Kendrick Glover: I’m originally from Mississippi—Natchez, MS. I grew up in Natchez and went to Seattle right before Hurricane Katrina. I transferred from Jackson State to Seattle University. I got a bachelor’s degree in criminal justice, a master’s degree in education and I’m on my last chapter of my dissertation for my Ph.D. at Seattle University. I wanted to leave Mississippi because of the severe weather, and I had an aunt in Seattle who said, “Maybe you want to give this a try.” It was a total culture shock. In Natchez, you hear three different languages in a week—English, Spanish and Chinese. In Seattle, you hear 120 different languages a day! You hear it everywhere you go, especially in the work I was doing in schools. I’m hearing five-year-old kids speaking three languages at one time. But as the giraffe did, I adapted to my environment: I had to stretch my neck out and look over the trees to see how I was going to eat. I immersed myself in this culture and figured out how to navigate it.
I landed my first internship with Councilmember Larry Gossett. I got bit by the community organizing bug. I just started working in the community, being at his hip, doing everything he did. I then started working for the King County Sheriff’s Office, heading the Police Athletic League. I was over the work from the community side, and that’s how I got into the mentoring work, which was the birth of Glover Empower Mentoring (GEM). Funding for the Police Athletic League sunset, but I had been working there in schools for three years, doing this work for kids. I just decided to start my own program in 2014, while I continued to work at the schools as an academic counselor. That’s how I learned how to negotiate contracts with school districts and make sure all the paperwork was legit.
Then, once I formalized the organization and got it under 501-3 status, I started doing after-school groups. And in 2016, I just said, “You know what? I’m just going to go all in.” I quit my job and started doing GEM full time. I had no money, no grants, anything. I just jumped out on a leap of faith.
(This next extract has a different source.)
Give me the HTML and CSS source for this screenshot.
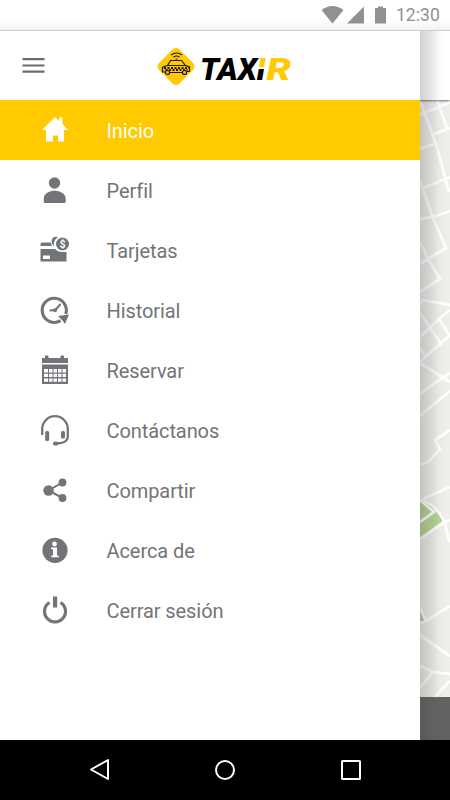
FILE: index.html
```html
<!DOCTYPE html>
<html lang="es">
<head>
    <meta charset="UTF-8">
    <meta name="viewport" content="width=device-width, initial-scale=1.0">
    <title>TAXiR</title>
    <link rel="stylesheet" href="styles.css">
</head>
<body>
    <div class="status-bar">
        <svg class="status-icons" width="68" height="20" viewBox="0 0 68 20">
            <path d="M1.500 5Q12.500-3 23.500 5L12.500 18.500z"/>
            <path d="M44 1.500V18.500H27z"/>
            <path d="M55 3h3V1.500h5V3h3v15.500H55z"/>
        </svg>
        <span class="clock">12:30</span>
    </div>

    <main class="screen">
        <nav class="drawer">
            <header class="drawer-header">
                <button class="menu-button" aria-label="Menú">
                    <svg width="23" height="16" viewBox="0 0 23 16">
                        <path d="M0.500 1.200h22M0.500 7.500h22M0.500 13.700h22"/>
                    </svg>
                </button>
                <svg class="logo" width="136" height="40" viewBox="0 0 136 40">
                    <defs>
                        <linearGradient id="split" x1="0" y1="12" x2="0" y2="34" gradientUnits="userSpaceOnUse">
                            <stop offset="0.42" stop-color="#ffcb00"/>
                            <stop offset="0.42" stop-color="#fff"/>
                            <stop offset="0.5" stop-color="#fff"/>
                            <stop offset="0.5" stop-color="#000"/>
                        </linearGradient>
                    </defs>
                    <rect class="logo-sign" x="4.500" y="6" width="29" height="29" rx="5" transform="rotate(45 19 20.500)"/>
                    <g class="logo-car">
                        <path d="M5.500 21l5-1.500 3-5h11l4 5 4 1.500v4.500h-3M13 26.500h12M8 26H5.500V21M11 19.500h18"/>
                        <circle cx="10.500" cy="26.500" r="2"/>
                        <circle cx="27.500" cy="26.500" r="2"/>
                        <path class="checks" d="M7 22h25M8.500 24h22"/>
                        <path d="M14 9q5.500-4 11 0M16.500 11q3-2 6 0M18.500 13h2"/>
                    </g>
                    <g class="logo-name">
                        <text x="43" y="34" textLength="57" lengthAdjust="spacingAndGlyphs">TAX</text>
                        <text class="logo-i" x="99.500" y="34" textLength="9" lengthAdjust="spacingAndGlyphs">I</text>
                        <text class="logo-r" x="109.500" y="34" textLength="24.500" lengthAdjust="spacingAndGlyphs">R</text>
                    </g>
                </svg>
            </header>

            <ul class="menu">
                <li class="menu-item active">
                    <svg class="icon" viewBox="0 0 32 32">
                        <path d="M16 3l4 4V3.500h3.500V10L29 16h-4v11.500h-6v-6h-5v6H7V16H3z"/>
                    </svg>
                    <span>Inicio</span>
                </li>
                <li class="menu-item">
                    <svg class="icon" viewBox="0 0 32 32">
                        <circle cx="15.500" cy="9" r="5.700"/>
                        <path d="M4.700 28.500v-3.500q0-7.500 11-8.500 11 1 11 8.500v2.500q0 1.500-1.500 1.500h-19q-1.500 0-1.500-1.500z"/>
                    </svg>
                    <span>Perfil</span>
                </li>
                <li class="menu-item">
                    <svg class="icon" viewBox="0 0 32 32">
                        <path d="M1.500 12V10q0-1.500 1.500-1.500h9q0 2 1 3.500zM1.500 15h14.500q2 2.500 6 3h5.500v9.500H1.500z"/>
                        <path d="M19 3q-6-1.500-6.500 4.500 0 3 2.500 4.500-1-5.500 4-9z"/>
                        <circle cx="23.500" cy="10" r="6.500"/>
                        <path class="cut" d="M4 21.500h7v3.500H4z"/>
                        <text class="cut coin" x="23.500" y="13.600" text-anchor="middle">$</text>
                    </svg>
                    <span>Tarjetas</span>
                </li>
                <li class="menu-item">
                    <svg class="icon" viewBox="0 0 32 32">
                        <path class="stroke" d="M26.800 20A12.100 12.100 0 1 0 21.500 26.700" stroke-width="3.100"/>
                        <path class="stroke" d="M21.500 10l-5 6-6 .5" stroke-width="2"/>
                        <circle cx="16" cy="16.300" r="2"/>
                        <path d="M19 22l11-1.500L26 30l-2.500-3.500z"/>
                    </svg>
                    <span>Historial</span>
                </li>
                <li class="menu-item">
                    <svg class="icon" viewBox="0 0 32 32">
                        <path d="M3 4h3V2q2-1.500 3.500 0v2h12V2q2-1.500 3.500 0v2h4v5H3zM3 10.500h26V30H3z"/>
                        <path class="cut" d="M5 15h4v3.500H5zM10 15h3.500v3.500H10zM14.500 15h3.500v3.500h-3.500zM19 15h3.500v3.500H19zM23.500 15h3.500v3.500h-3.500zM5 19.700h4V23H5zM10 19.700h3.500V23H10zM14.500 19.700h3.500V23h-3.500zM19 19.700h3.500V23H19zM23.500 19.700h3.500V23h-3.500zM5 24.500h4v3.300H5zM10 24.500h3.500v3.300H10zM14.500 24.500h3.500v3.300h-3.500zM19 24.500h3.500v3.300H19zM23.500 24.500h3.500v3.300h-3.500z"/>
                    </svg>
                    <span>Reservar</span>
                </li>
                <li class="menu-item">
                    <svg class="icon" viewBox="0 0 32 32">
                        <path class="stroke" d="M3.200 21v-6a12.800 12.800 0 0 1 25.600 0V22q0 5.500-6 6.800l-5 .5" stroke-width="2.300"/>
                        <rect x="6.200" y="17" width="4" height="10" rx="1.500"/>
                        <rect x="22" y="17" width="4" height="7.500" rx="1.500"/>
                        <ellipse cx="16.800" cy="29.500" rx="2.800" ry="2"/>
                    </svg>
                    <span>Contáctanos</span>
                </li>
                <li class="menu-item">
                    <svg class="icon" viewBox="0 0 32 32">
                        <path class="stroke" d="M23.500 8.500L9.500 16.500 23.500 24" stroke-width="2"/>
                        <circle cx="9.500" cy="16.500" r="5.200"/>
                        <circle cx="23.500" cy="8.500" r="3.900"/>
                        <circle cx="23.500" cy="24" r="3.900"/>
                    </svg>
                    <span>Compartir</span>
                </li>
                <li class="menu-item">
                    <svg class="icon" viewBox="0 0 32 32">
                        <circle cx="16" cy="16.300" r="12.600"/>
                        <circle class="cut" cx="15.500" cy="10" r="2.400"/>
                        <path class="cut" d="M12 13.500h6v7.800l1.800.5v1.400h-7.600v-1.400l1.800-.5v-5.800l-2-.5z"/>
                    </svg>
                    <span>Acerca de</span>
                </li>
                <li class="menu-item">
                    <svg class="icon" viewBox="0 0 32 32">
                        <path class="stroke" d="M10.500 8.500A10.500 10.500 0 1 0 21.500 8.500" stroke-width="3.200"/>
                        <path d="M14 2.500h4.200v11H14z"/>
                    </svg>
                    <span>Cerrar sesión</span>
                </li>
            </ul>
        </nav>

        <aside class="behind">
            <div class="app-bar"></div>
            <svg class="map" width="30" height="597" viewBox="0 0 30 597">
                <g class="park">
                    <path d="M0 401q12 0 23 20L0 438z"/>
                    <path d="M0 509l6 12-6 2z"/>
                </g>
                <path class="street" d="M0 1l16 43 13 48M17 0l10 28M0 15l30-13M12 35l18-7M0 49l16-6M3 88l27-11M0 81l13 37 13 30-18 11-8 5M0 119l13-2 17-6M0 142l8 17 12 20-20 13M0 205l3-5 27 5"/>
                <path class="street" d="M0 213l22 32M19 219l11 17M0 237l19-18 11-9M0 248l6 9M0 262l20-18 10-9M0 263l30 19M0 294l22-16 8-5M0 316l30-25M0 365l8-3 12-13-5-9 15-10M3 399l27-12"/>
                <path class="street" d="M0 400q15 3 24 21c3 6 2 13 6 21M0 400l14 12-14 10M0 439l24-17 6-2M0 508l6 13 24-15M0 523l7-2M0 535l30 21M0 566l13 6 17 2M0 588l13-16M15 597l15-16"/>
            </svg>
            <div class="bottom-bar"></div>
        </aside>
    </main>

    <footer class="nav-bar">
        <svg viewBox="0 0 24 24"><path d="M4 11.500L21 2v19z"/></svg>
        <svg viewBox="0 0 24 24"><circle cx="12" cy="12" r="9"/></svg>
        <svg viewBox="0 0 24 24"><rect x="3" y="3" width="18" height="18" rx="0.500"/></svg>
    </footer>
</body>
</html>
```
FILE: styles.css
```css
body {
    font-family: Roboto, "Liberation Sans", sans-serif;
    background-color: #fff;
    color: #737478;
    margin: 0;
    height: 800px;
    display: flex;
    flex-direction: column;
    overflow: hidden;
}

.status-bar {
    height: 31px;
    box-sizing: border-box;
    display: flex;
    justify-content: flex-end;
    align-items: center;
    gap: 8px;
    padding-right: 10px;
    border-bottom: 1px solid #ccc;
    background: linear-gradient(#fff 65%, #f3f3f3);
}

.status-icons {
    fill: #909194;
}

.clock {
    font-size: 17.5px;
    letter-spacing: 0.1px;
    color: #909194;
}

.screen {
    height: 709px;
    display: flex;
}

.drawer {
    width: 420px;
    background-color: #fff;
}

.drawer-header {
    height: 69px;
    display: flex;
    align-items: center;
}

.menu-button {
    display: flex;
    margin-left: 22px;
    padding: 0;
    border: none;
    background: none;
}

.menu-button svg {
    stroke: #6b6b70;
    stroke-width: 2.2;
}

.logo {
    margin-left: 112px;
    overflow: visible;
}

.logo-sign {
    fill: #ffcb00;
}

.logo-car {
    fill: none;
    stroke: #1c1a0c;
    stroke-width: 1.2;
}

.logo-car .checks {
    stroke-width: 2;
    stroke-dasharray: 2 1.5;
}

.logo-name {
    font-size: 31px;
    font-weight: 900;
    font-style: italic;
    fill: #000;
}

.logo-name .logo-i {
    fill: url(#split);
}

.logo-name .logo-r {
    fill: #ffcb00;
}

.menu {
    list-style: none;
    margin: 0;
    padding: 0;
}

.menu-item {
    height: 60px;
    display: flex;
    align-items: center;
    gap: 35.5px;
    padding-left: 39px;
    font-size: 20px;
    letter-spacing: -0.08px;
}

.menu-item span {
    padding-top: 1px;
}

.menu-item.active {
    background-color: #ffcb00;
    color: #fff;
}

.icon {
    width: 32px;
    height: 32px;
    fill: currentColor;
}

.icon .stroke {
    fill: none;
    stroke: currentColor;
}

.icon .cut {
    fill: #fff;
}

.icon .coin {
    font-size: 10px;
    font-weight: bold;
}

.behind {
    position: relative;
    width: 30px;
    display: flex;
    flex-direction: column;
    overflow: hidden;
    background-color: #f0eeea;
}

/* shadow thrown by the open drawer */
.behind::after {
    content: "";
    position: absolute;
    inset: 0;
    z-index: 2;
    background: linear-gradient(to right, rgba(0, 0, 0, 0.18), rgba(0, 0, 0, 0.1) 35%, rgba(0, 0, 0, 0.02) 65%, transparent 90%);
}

.app-bar {
    height: 69px;
    background-color: #fff;
    box-shadow: 0 1px 2px rgba(0, 0, 0, 0.5);
    z-index: 1;
}

.street {
    fill: none;
    stroke: #fff;
    stroke-width: 2.8;
}

.park {
    fill: #b9d797;
}

.bottom-bar {
    flex: 1;
    z-index: 3;
    background: linear-gradient(to right, #595857, #636261 50%);
}

.nav-bar {
    height: 60px;
    display: flex;
    justify-content: space-between;
    align-items: center;
    padding: 0 87px;
    background-color: #000;
}

.nav-bar svg {
    width: 24px;
    height: 24px;
    fill: none;
    stroke: #fff;
    stroke-width: 2;
    stroke-linejoin: round;
}
```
United Way: That’s quite a leap!
Kendrick Glover: I tell people all the time the story Steve Harvey shares about the parachute: You don’t know if your parachute is going to work if you never have to pull it. I jumped off that parachute and pulled that string, and that parachute picked me up. And it’s been floating me ever since. I give credit to God, because I was making $72,000 as a school counselor in Kent, but something was in my heart that said, ”Just leave. It’s going to work out.“ I quit in October, and I didn’t have income for the next six months. I didn’t know where it was going to come from. I took out all my savings, my 401(k), everything was drying up. And with the grace of God, just like that—our first grant came in for $400,000 from Best Start for Kids. And it was on from there. Ever since then, we haven’t looked back.
It was a lot of testing limits, pushing boundaries and writing my own boundaries. That’s what helped sustain what we’re doing because we believed in it so much. This wasn’t something somebody else created and then I just latched onto it. This is something I took my time with, planned out and I knew it was going to work because I was willing to give everything I had.
United Way: What makes Glover Empower Mentoring impactful?
Kendrick Glover: Glover Empowerment started out to be a listening ear to some of our young men in the community. It started in Kent because I was a high school counselor in Kent, and I used to see young men on my caseload not coming to school, and when they did, it was only for a short period of time. I started asking them what was going on, and they started telling me. So, I said, “Let’s not worry about school. Come to the gym after school, we’re going to shoot some basketball, eat some pizza and talk. It started out with three kids, then five, then ten. The next thing you know, I got forty-five kids in the gym after school on Tuesdays and Thursday, ready to talk, eat pizza and play basketball. It was one of those things where it was very remarkable to see that all you needed to do was ask the right questions so young people knew that you cared. That’s where that statement comes from: “People don’t care how much you know until they know how much you care.” I live and die by that one. There is not one young person that I came across in my last 13 years doing this work that will see me today and not give me that respect. And they’re 25 or 26 years old now.
People don’t care how much you know until they know how much you care.Kendrick Glover, in a quote often attributed to US President Theodore Roosevelt
Glover Empower Mentoring is just one of those organizations that wanted to stand in the gap for our young people. We wanted to make sure that they had an opportunity for their voices to be heard, uplifted and taken seriously. A lot of times the problems our young people face, we think we know but we have no idea. And all we need to do is just sit back and listen. We now get referrals from all over systems in King and Pierce counties, from juvenile court, adult court (we work with young adults up to age 24), counselors at school, directly from judges. Some are self-referral, where a young person heard about the program and will say, “Hey, I need somebody to talk to.”
United Way: Where would you like to see Glover Empower Mentoring go in the future?
Kendrick Glover: I want to do expansion work. I’ve put a lot of time and energy into a community I’m not from, and I love it. I wouldn’t change it for the world. But where I’m from in Mississippi, I see a lot of my people need help, so I’d like to expand the program and the efforts I’m doing in communities in the Pacific Northwest to communities down South.